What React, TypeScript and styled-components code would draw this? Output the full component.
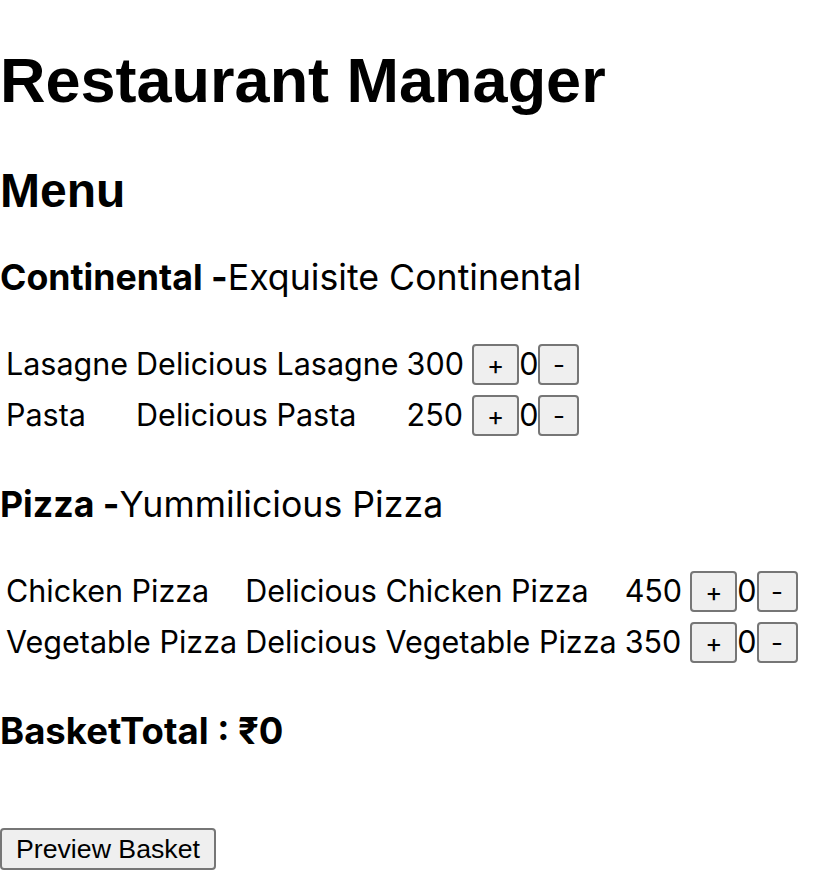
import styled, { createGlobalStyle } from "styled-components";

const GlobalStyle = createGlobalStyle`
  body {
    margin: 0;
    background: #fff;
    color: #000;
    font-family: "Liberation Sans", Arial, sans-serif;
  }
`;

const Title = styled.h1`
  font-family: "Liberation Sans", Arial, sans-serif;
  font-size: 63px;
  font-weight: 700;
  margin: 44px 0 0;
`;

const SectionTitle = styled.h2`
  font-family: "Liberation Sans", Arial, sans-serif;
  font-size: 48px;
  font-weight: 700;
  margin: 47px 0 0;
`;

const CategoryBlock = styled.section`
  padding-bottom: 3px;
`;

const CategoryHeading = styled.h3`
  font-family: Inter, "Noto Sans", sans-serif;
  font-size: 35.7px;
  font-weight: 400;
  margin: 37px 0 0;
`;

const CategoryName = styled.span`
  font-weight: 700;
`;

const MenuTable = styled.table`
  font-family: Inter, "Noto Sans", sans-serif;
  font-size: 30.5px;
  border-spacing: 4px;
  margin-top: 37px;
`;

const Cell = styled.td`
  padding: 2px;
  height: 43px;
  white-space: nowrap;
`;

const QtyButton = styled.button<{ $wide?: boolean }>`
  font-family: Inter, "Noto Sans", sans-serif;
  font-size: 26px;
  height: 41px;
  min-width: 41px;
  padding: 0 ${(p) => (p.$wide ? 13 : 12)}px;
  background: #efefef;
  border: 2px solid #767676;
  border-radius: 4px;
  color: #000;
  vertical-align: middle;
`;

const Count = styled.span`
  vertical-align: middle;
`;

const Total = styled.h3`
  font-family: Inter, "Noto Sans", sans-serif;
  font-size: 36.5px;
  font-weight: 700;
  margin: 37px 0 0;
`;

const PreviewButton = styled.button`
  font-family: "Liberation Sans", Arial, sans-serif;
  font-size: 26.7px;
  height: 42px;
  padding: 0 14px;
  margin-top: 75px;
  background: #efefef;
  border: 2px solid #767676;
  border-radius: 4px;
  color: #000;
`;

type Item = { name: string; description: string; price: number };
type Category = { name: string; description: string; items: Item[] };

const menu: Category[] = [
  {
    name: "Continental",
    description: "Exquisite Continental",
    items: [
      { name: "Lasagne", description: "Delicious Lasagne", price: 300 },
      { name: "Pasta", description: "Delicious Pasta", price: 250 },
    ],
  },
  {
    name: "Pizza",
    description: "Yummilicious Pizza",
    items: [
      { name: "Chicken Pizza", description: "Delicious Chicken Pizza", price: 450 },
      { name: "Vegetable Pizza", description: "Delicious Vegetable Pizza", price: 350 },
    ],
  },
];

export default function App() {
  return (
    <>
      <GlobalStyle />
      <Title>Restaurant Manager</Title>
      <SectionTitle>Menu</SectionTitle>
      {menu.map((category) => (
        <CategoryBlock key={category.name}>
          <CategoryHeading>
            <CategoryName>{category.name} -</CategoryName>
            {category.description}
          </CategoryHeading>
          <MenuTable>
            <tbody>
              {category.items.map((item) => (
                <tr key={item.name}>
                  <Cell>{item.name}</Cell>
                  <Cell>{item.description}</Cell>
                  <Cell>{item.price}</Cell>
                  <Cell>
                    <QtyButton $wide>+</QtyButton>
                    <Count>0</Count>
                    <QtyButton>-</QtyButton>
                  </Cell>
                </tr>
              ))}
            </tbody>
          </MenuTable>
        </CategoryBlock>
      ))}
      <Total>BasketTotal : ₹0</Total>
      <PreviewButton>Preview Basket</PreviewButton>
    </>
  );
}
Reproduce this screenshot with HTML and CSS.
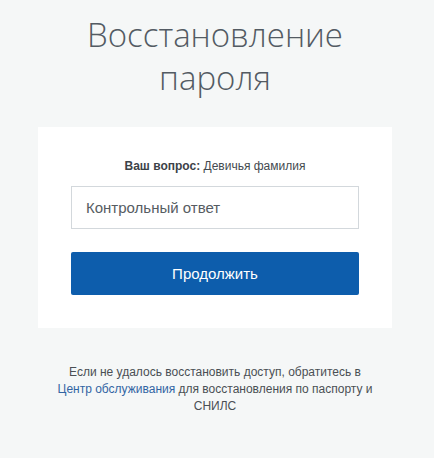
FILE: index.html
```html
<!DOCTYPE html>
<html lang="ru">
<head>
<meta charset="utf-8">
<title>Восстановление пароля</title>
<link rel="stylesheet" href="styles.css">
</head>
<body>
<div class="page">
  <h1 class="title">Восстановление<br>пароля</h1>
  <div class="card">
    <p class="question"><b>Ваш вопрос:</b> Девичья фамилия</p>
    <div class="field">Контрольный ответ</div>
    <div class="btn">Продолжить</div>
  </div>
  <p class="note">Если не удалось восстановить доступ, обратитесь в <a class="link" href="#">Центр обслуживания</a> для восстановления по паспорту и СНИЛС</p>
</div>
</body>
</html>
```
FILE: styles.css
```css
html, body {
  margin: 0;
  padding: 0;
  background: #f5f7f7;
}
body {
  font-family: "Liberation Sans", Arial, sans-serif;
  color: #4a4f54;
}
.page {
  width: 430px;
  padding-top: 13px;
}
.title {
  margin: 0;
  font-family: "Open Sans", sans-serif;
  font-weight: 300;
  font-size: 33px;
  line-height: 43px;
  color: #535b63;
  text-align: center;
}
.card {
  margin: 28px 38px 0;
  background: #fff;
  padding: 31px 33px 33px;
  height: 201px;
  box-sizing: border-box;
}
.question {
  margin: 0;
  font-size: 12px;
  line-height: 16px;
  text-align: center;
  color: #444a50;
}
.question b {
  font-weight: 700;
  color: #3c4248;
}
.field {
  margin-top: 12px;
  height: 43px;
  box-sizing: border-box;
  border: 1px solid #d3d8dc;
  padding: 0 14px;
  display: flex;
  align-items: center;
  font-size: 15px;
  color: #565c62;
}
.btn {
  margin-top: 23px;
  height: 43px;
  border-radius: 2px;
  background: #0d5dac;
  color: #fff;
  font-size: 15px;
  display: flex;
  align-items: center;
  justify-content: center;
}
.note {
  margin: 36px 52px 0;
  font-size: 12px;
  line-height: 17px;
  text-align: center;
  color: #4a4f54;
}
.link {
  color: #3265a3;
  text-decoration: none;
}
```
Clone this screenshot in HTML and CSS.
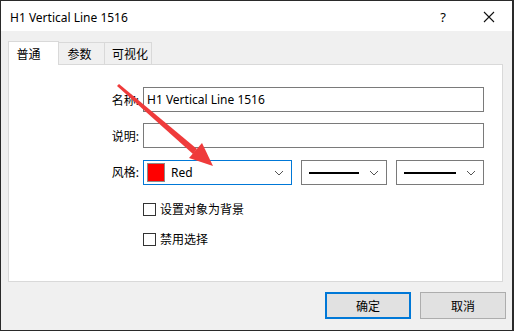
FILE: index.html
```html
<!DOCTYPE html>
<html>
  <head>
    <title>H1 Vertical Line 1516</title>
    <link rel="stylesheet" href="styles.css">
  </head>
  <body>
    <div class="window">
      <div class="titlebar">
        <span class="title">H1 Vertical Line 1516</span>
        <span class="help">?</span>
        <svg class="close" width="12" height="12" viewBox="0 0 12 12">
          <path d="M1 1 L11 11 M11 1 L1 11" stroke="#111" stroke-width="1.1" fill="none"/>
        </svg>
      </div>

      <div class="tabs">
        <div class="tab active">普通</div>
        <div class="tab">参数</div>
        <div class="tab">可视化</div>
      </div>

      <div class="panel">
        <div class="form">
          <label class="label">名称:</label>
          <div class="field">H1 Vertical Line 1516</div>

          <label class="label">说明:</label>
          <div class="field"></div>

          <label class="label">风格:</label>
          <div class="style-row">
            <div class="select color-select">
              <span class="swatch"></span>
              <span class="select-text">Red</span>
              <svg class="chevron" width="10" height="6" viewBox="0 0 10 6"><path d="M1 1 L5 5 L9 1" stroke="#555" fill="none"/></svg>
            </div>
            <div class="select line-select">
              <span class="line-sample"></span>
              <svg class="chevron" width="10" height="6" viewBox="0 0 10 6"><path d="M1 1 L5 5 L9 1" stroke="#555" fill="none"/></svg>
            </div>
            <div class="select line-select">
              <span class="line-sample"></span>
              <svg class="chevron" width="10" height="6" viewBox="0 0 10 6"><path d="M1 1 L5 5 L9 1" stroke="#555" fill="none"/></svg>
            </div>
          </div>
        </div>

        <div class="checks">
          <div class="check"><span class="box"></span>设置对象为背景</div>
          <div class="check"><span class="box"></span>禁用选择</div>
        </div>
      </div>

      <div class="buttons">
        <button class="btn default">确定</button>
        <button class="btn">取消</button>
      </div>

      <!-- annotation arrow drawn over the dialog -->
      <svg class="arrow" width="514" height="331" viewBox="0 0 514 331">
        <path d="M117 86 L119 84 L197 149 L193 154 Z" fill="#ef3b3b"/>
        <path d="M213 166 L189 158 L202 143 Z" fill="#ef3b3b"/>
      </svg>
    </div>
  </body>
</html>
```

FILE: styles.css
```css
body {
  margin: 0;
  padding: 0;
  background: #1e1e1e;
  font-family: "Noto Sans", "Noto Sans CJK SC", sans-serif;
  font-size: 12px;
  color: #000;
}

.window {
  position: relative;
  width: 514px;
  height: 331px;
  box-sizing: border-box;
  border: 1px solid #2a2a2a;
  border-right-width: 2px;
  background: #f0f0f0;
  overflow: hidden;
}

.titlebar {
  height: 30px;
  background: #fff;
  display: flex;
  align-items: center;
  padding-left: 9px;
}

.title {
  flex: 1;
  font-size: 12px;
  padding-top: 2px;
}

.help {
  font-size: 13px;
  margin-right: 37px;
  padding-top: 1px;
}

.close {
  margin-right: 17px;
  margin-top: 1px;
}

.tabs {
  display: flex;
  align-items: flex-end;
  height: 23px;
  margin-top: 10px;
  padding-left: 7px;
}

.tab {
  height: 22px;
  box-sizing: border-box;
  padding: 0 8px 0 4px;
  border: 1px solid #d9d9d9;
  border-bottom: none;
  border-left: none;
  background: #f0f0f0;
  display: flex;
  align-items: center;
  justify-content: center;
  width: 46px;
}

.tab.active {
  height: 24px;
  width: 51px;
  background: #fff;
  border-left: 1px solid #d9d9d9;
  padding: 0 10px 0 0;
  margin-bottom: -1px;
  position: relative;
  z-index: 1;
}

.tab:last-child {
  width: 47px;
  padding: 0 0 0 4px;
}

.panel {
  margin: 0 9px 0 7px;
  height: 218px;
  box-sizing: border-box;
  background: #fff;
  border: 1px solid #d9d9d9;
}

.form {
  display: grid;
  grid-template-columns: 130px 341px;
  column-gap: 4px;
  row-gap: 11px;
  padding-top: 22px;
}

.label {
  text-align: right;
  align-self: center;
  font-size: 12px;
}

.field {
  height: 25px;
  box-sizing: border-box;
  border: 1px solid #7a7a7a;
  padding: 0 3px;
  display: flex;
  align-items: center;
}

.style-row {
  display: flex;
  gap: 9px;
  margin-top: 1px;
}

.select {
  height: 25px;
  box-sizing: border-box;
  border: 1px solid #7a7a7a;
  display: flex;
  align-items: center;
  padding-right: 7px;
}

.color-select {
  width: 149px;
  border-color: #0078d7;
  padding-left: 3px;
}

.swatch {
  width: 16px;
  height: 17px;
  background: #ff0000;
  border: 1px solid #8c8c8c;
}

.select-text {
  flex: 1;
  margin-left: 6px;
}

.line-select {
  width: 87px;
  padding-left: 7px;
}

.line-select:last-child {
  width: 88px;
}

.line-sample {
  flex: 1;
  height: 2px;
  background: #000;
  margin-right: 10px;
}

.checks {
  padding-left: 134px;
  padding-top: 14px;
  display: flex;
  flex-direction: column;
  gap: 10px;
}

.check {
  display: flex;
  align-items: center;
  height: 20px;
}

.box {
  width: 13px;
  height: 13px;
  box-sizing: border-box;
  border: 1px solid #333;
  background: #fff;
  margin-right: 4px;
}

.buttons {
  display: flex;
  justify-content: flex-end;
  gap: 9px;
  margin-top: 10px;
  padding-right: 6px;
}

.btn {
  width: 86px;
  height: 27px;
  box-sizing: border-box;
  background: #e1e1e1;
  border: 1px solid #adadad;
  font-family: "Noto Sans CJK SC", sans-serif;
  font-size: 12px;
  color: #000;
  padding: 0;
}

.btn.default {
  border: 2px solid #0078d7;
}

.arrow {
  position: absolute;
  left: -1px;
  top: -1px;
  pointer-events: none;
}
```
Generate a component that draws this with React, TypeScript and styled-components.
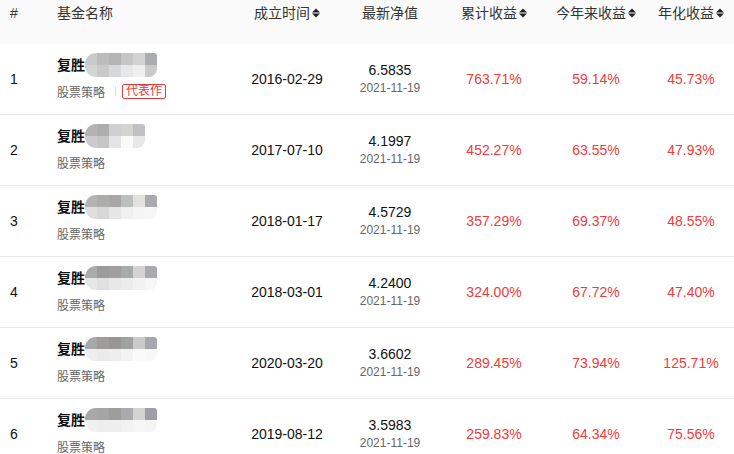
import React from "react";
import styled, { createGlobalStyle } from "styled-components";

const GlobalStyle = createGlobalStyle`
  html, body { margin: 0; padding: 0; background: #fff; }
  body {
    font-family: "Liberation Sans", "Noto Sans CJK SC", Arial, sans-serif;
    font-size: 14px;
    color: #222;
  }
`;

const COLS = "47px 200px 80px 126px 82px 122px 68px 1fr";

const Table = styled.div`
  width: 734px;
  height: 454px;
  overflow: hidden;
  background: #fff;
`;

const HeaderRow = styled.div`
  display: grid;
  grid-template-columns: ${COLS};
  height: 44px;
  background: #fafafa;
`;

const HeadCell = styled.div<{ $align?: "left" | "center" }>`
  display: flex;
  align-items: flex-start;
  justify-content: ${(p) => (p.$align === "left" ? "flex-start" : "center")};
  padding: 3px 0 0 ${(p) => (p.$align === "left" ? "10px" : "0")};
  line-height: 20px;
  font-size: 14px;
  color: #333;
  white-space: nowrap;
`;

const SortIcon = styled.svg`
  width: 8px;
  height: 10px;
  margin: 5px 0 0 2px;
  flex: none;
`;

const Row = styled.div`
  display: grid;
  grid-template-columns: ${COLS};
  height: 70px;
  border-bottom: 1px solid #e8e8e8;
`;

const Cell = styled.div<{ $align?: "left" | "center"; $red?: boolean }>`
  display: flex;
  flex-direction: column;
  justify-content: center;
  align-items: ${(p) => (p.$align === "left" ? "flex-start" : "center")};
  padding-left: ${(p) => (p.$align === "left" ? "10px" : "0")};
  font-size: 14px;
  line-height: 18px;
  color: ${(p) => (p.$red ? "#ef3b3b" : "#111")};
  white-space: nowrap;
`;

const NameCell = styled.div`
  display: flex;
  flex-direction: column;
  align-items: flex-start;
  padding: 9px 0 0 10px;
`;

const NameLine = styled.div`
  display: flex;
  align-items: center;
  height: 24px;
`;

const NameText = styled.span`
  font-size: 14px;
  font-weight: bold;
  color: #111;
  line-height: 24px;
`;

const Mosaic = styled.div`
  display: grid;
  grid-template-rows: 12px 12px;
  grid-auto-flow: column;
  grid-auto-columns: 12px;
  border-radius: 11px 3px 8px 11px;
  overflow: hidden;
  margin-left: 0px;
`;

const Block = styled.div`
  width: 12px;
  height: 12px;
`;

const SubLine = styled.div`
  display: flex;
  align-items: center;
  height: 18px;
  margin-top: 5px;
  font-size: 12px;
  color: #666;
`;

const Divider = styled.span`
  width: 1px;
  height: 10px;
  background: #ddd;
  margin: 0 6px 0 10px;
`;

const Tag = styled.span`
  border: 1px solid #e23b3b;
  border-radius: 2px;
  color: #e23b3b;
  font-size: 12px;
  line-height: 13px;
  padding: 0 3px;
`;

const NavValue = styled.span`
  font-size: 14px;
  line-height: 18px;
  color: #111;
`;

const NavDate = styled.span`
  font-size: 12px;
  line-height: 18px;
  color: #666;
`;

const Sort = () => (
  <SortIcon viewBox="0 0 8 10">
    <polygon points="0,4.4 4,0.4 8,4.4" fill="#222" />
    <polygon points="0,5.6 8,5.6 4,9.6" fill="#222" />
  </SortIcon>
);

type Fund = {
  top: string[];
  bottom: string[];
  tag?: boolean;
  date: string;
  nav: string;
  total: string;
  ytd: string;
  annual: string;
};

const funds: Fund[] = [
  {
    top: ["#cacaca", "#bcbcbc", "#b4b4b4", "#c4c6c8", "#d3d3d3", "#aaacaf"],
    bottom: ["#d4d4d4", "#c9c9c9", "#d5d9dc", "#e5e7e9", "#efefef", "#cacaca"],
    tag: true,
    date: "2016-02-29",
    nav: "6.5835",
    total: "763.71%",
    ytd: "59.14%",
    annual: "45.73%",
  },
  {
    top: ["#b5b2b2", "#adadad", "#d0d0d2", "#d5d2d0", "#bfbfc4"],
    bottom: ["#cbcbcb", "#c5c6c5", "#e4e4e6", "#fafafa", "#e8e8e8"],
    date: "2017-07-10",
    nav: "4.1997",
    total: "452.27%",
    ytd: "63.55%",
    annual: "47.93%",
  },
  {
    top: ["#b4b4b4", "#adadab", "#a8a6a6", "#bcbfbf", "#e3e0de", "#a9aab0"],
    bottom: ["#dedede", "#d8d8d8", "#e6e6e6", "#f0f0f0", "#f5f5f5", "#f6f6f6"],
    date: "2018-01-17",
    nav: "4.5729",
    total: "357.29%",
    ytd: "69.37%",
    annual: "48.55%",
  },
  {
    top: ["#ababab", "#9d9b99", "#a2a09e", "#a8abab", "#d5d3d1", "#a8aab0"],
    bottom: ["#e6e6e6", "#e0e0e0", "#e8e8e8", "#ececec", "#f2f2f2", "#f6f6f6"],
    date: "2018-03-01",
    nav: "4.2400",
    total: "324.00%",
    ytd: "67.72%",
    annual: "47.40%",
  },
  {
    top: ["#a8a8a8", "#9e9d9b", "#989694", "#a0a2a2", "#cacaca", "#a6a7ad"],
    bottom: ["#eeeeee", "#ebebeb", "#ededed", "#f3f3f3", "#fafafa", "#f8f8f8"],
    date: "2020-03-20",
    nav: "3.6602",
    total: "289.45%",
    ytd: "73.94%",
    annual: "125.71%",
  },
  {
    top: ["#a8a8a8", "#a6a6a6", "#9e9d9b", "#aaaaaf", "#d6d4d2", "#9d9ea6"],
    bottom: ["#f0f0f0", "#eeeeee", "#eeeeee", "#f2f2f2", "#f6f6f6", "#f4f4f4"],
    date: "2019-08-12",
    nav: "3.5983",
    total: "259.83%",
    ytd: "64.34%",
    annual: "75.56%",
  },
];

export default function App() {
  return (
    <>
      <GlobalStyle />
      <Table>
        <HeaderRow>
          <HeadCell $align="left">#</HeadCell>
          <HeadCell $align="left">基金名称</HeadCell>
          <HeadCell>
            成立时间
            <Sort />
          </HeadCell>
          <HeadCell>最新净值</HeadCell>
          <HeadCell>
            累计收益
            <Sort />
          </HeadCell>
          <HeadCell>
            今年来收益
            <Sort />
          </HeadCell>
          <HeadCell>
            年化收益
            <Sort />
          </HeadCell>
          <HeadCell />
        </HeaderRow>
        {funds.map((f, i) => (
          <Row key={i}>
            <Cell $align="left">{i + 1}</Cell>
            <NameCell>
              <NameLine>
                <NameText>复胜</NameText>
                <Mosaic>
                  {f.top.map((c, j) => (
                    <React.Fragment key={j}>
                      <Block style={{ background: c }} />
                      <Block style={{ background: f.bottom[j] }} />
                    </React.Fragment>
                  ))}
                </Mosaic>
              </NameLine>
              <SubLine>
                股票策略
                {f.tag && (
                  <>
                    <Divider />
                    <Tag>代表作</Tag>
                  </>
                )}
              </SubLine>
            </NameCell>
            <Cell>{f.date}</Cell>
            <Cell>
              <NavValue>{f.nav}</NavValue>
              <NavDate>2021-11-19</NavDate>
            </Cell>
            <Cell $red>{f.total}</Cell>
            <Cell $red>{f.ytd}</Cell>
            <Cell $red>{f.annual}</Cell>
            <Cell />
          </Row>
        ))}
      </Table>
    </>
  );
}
***
▶ WHAT THE TASK ASKS
Repeat, with no pictures, each line from the beginning of the data through the line containing "string; items: Item[]", inclusive.

▶ EXPECTED OUTPUT
What React, TypeScript and styled-components code would draw this? Output the full component.
import styled, { createGlobalStyle } from "styled-components";

const GlobalStyle = createGlobalStyle`
  body {
    margin: 0;
    background: #fff;
    color: #000;
    font-family: "Liberation Sans", Arial, sans-serif;
  }
`;

const Title = styled.h1`
  font-family: "Liberation Sans", Arial, sans-serif;
  font-size: 63px;
  font-weight: 700;
  margin: 44px 0 0;
`;

const SectionTitle = styled.h2`
  font-family: "Liberation Sans", Arial, sans-serif;
  font-size: 48px;
  font-weight: 700;
  margin: 47px 0 0;
`;

const CategoryBlock = styled.section`
  padding-bottom: 3px;
`;

const CategoryHeading = styled.h3`
  font-family: Inter, "Noto Sans", sans-serif;
  font-size: 35.7px;
  font-weight: 400;
  margin: 37px 0 0;
`;

const CategoryName = styled.span`
  font-weight: 700;
`;

const MenuTable = styled.table`
  font-family: Inter, "Noto Sans", sans-serif;
  font-size: 30.5px;
  border-spacing: 4px;
  margin-top: 37px;
`;

const Cell = styled.td`
  padding: 2px;
  height: 43px;
  white-space: nowrap;
`;

const QtyButton = styled.button<{ $wide?: boolean }>`
  font-family: Inter, "Noto Sans", sans-serif;
  font-size: 26px;
  height: 41px;
  min-width: 41px;
  padding: 0 ${(p) => (p.$wide ? 13 : 12)}px;
  background: #efefef;
  border: 2px solid #767676;
  border-radius: 4px;
  color: #000;
  vertical-align: middle;
`;

const Count = styled.span`
  vertical-align: middle;
`;

const Total = styled.h3`
  font-family: Inter, "Noto Sans", sans-serif;
  font-size: 36.5px;
  font-weight: 700;
  margin: 37px 0 0;
`;

const PreviewButton = styled.button`
  font-family: "Liberation Sans", Arial, sans-serif;
  font-size: 26.7px;
  height: 42px;
  padding: 0 14px;
  margin-top: 75px;
  background: #efefef;
  border: 2px solid #767676;
  border-radius: 4px;
  color: #000;
`;

type Item = { name: string; description: string; price: number };
type Category = { name: string; description: string; items: Item[] };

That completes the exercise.